Telluride Association Summer Programs, or TASPs, are selective six-week educational experiences for rising high school seniors offering intellectual challenges beyond secondary school level.

Description

The programs are designed to bring together young and intellectually bright students from around the world who share a passion for learning.  The participants, or TASPers, attend an intensive seminar led by college and university faculty members and participate in many educational and social activities outside the classroom.  Like the Telluride houses, each TASP receives a discretionary budget, whose use is democratically distributed via weekly house meetings.

Many students are invited to apply based on strong standardized test scores, such as by scoring highly on the PSAT, or through the nomination of educators who are familiar with TASP. However, any high school junior may request an application, and acceptance largely ignores standardized test scores and graded academic performance. Like other Telluride programs, TASPs are free.

TASPs also advocate a self-contained community of learning among the TASPers at any one of the four TASP seminars.
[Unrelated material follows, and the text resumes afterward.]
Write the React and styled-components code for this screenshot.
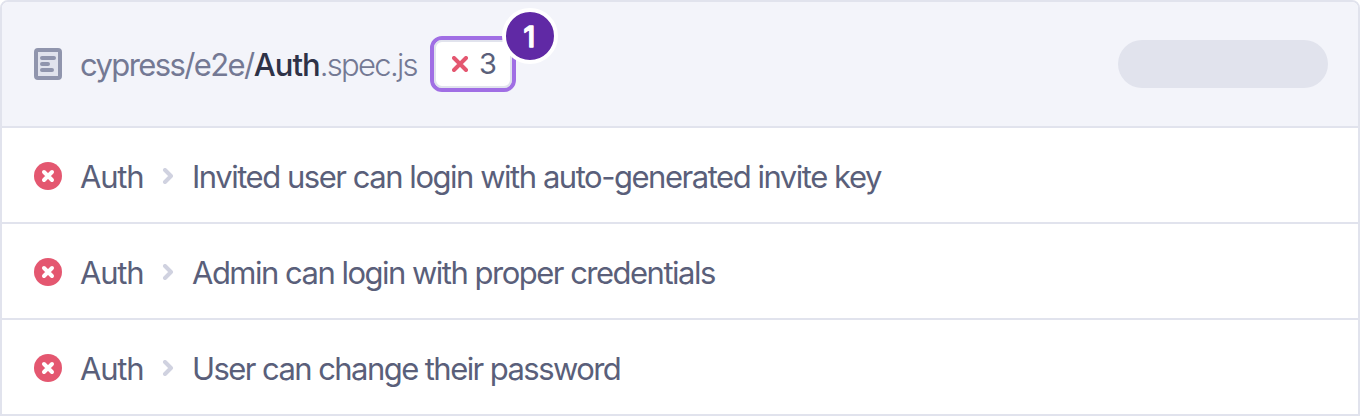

TASPers are encouraged to engage in activities together outside of seminars. Often, TASPers form close bonds over six weeks as a result of the self-contained community that forms.

Since the first TASP was held in 1954, TASPs have been held at college and university campuses across the United States, including Cornell, University of Texas at Austin, Deep Springs College, Johns Hopkins University, Williams College, University of Michigan, Washington University in St. Louis, Kenyon College, and St. John's College.

Nationally known faculty who have taught at TASP include Blakey Vermeule (Stanford), John Schaar (UC Santa Cruz), Hanna Pitkin (UC Berkeley), Donald Kagan (Yale), Herbert Storing (University of Chicago), Robert Nozick (Harvard), Leon Kass (University of Chicago), and Thomas Palaima (University of Texas).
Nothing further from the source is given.